Short problem: Write out the data below in full, unchanged, minus the images.

---------- Supplied information

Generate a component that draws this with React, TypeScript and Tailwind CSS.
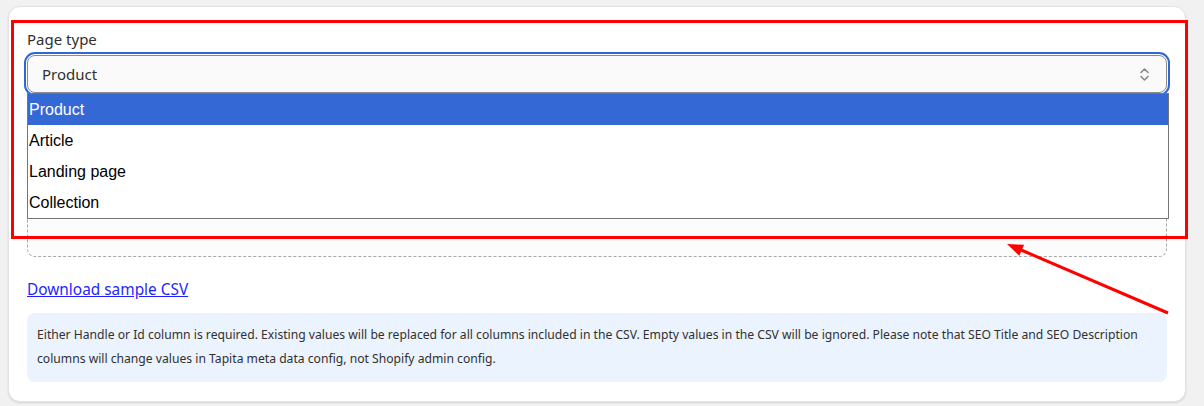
const ui = { fontFamily: '"Noto Sans", "Open Sans", sans-serif' };
const native = { fontFamily: '"Liberation Sans", Arial, sans-serif' };

const options = ['Product', 'Article', 'Landing page', 'Collection'];

function UpDownIcon() {
  return (
    <svg width="11" height="15" viewBox="0 0 11 15" fill="none" stroke="#8a8a8a" strokeWidth="1.6" strokeLinecap="round" strokeLinejoin="round">
      <path d="M2 5.5 L5.5 2 L9 5.5" />
      <path d="M2 9.5 L5.5 13 L9 9.5" />
    </svg>
  );
}

export default function App() {
  return (
    <div className="relative w-[1204px] h-[406px] overflow-hidden bg-[#f1f1f1] pl-[8px] pt-[6px]" style={ui}>
      <div className="w-[1178px] h-[396px] rounded-[12px] border border-[#e3e3e3] bg-white px-[18px] pt-[22px] shadow-[0_1px_2px_rgba(0,0,0,0.12)]">
        <div className="text-[15px] leading-5 text-[#303030]">Page type</div>

        <div className="relative mt-[6px]">
          <div className="flex h-[38px] items-center justify-between rounded-[8px] border border-[#8a8a8a] bg-[#fafafa] pl-[14px] pr-[16px] outline-2 outline-offset-1 outline-[#3067d6] outline">
            <span className="text-[15px] text-[#303030]">Product</span>
            <UpDownIcon />
          </div>

          <ul className="absolute left-0 top-[38px] z-10 w-[1142px] border border-[#767676] bg-white" style={native}>
            {options.map((o, i) => (
              <li
                key={o}
                className={
                  i === 0
                    ? 'h-[31px] pl-[1px] text-[16px] leading-[31px] bg-[#3469d5] text-white'
                    : 'h-[31px] pl-[1px] text-[16px] leading-[31px] text-black'
                }
              >
                {o}
              </li>
            ))}
          </ul>

          <div className="mt-[8px] h-[156px] rounded-[8px] border border-dashed border-[#a8a8a8] bg-[#fcfcfc]" />
        </div>

        <a href="#" className="mt-[23px] block w-fit text-[15.4px] leading-5 text-[#1f1fff] underline">
          Download sample CSV
        </a>

        <div className="mt-[13px] rounded-[8px] bg-[#ebf3fe] pl-[10px] pr-[10px] pt-[10px] pb-[11px] text-[12.15px] leading-6 text-[#303030]">
          Either Handle or Id column is required. Existing values will be replaced for all columns included in the CSV. Empty values in the CSV will be ignored. Please note that SEO Title and SEO Description columns will change values in Tapita meta data config, not Shopify admin config.
        </div>
      </div>

      <div className="pointer-events-none absolute left-[11px] top-[20px] h-[219px] w-[1177px] border-[3px] border-[#ff0000]" />

      <svg className="pointer-events-none absolute left-0 top-0" width="1204" height="406">
        <line x1="1168" y1="313" x2="1020" y2="249.5" stroke="#ff0000" strokeWidth="3" />
        <polygon points="1007,244 1024.1,244.8 1019.3,255.8" fill="#ff0000" />
      </svg>
    </div>
  );
}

--------------------

Task answer:
Generate a component that draws this with React, TypeScript and Tailwind CSS.
const ui = { fontFamily: '"Noto Sans", "Open Sans", sans-serif' };
const native = { fontFamily: '"Liberation Sans", Arial, sans-serif' };

const options = ['Product', 'Article', 'Landing page', 'Collection'];

function UpDownIcon() {
  return (
    <svg width="11" height="15" viewBox="0 0 11 15" fill="none" stroke="#8a8a8a" strokeWidth="1.6" strokeLinecap="round" strokeLinejoin="round">
      <path d="M2 5.5 L5.5 2 L9 5.5" />
      <path d="M2 9.5 L5.5 13 L9 9.5" />
    </svg>
  );
}

export default function App() {
  return (
    <div className="relative w-[1204px] h-[406px] overflow-hidden bg-[#f1f1f1] pl-[8px] pt-[6px]" style={ui}>
      <div className="w-[1178px] h-[396px] rounded-[12px] border border-[#e3e3e3] bg-white px-[18px] pt-[22px] shadow-[0_1px_2px_rgba(0,0,0,0.12)]">
        <div className="text-[15px] leading-5 text-[#303030]">Page type</div>

        <div className="relative mt-[6px]">
          <div className="flex h-[38px] items-center justify-between rounded-[8px] border border-[#8a8a8a] bg-[#fafafa] pl-[14px] pr-[16px] outline-2 outline-offset-1 outline-[#3067d6] outline">
            <span className="text-[15px] text-[#303030]">Product</span>
            <UpDownIcon />
          </div>

          <ul className="absolute left-0 top-[38px] z-10 w-[1142px] border border-[#767676] bg-white" style={native}>
            {options.map((o, i) => (
              <li
                key={o}
                className={
                  i === 0
                    ? 'h-[31px] pl-[1px] text-[16px] leading-[31px] bg-[#3469d5] text-white'
                    : 'h-[31px] pl-[1px] text-[16px] leading-[31px] text-black'
                }
              >
                {o}
              </li>
            ))}
          </ul>

          <div className="mt-[8px] h-[156px] rounded-[8px] border border-dashed border-[#a8a8a8] bg-[#fcfcfc]" />
        </div>

        <a href="#" className="mt-[23px] block w-fit text-[15.4px] leading-5 text-[#1f1fff] underline">
          Download sample CSV
        </a>

        <div className="mt-[13px] rounded-[8px] bg-[#ebf3fe] pl-[10px] pr-[10px] pt-[10px] pb-[11px] text-[12.15px] leading-6 text-[#303030]">
          Either Handle or Id column is required. Existing values will be replaced for all columns included in the CSV. Empty values in the CSV will be ignored. Please note that SEO Title and SEO Description columns will change values in Tapita meta data config, not Shopify admin config.
        </div>
      </div>

      <div className="pointer-events-none absolute left-[11px] top-[20px] h-[219px] w-[1177px] border-[3px] border-[#ff0000]" />

      <svg className="pointer-events-none absolute left-0 top-0" width="1204" height="406">
        <line x1="1168" y1="313" x2="1020" y2="249.5" stroke="#ff0000" strokeWidth="3" />
        <polygon points="1007,244 1024.1,244.8 1019.3,255.8" fill="#ff0000" />
      </svg>
    </div>
  );
}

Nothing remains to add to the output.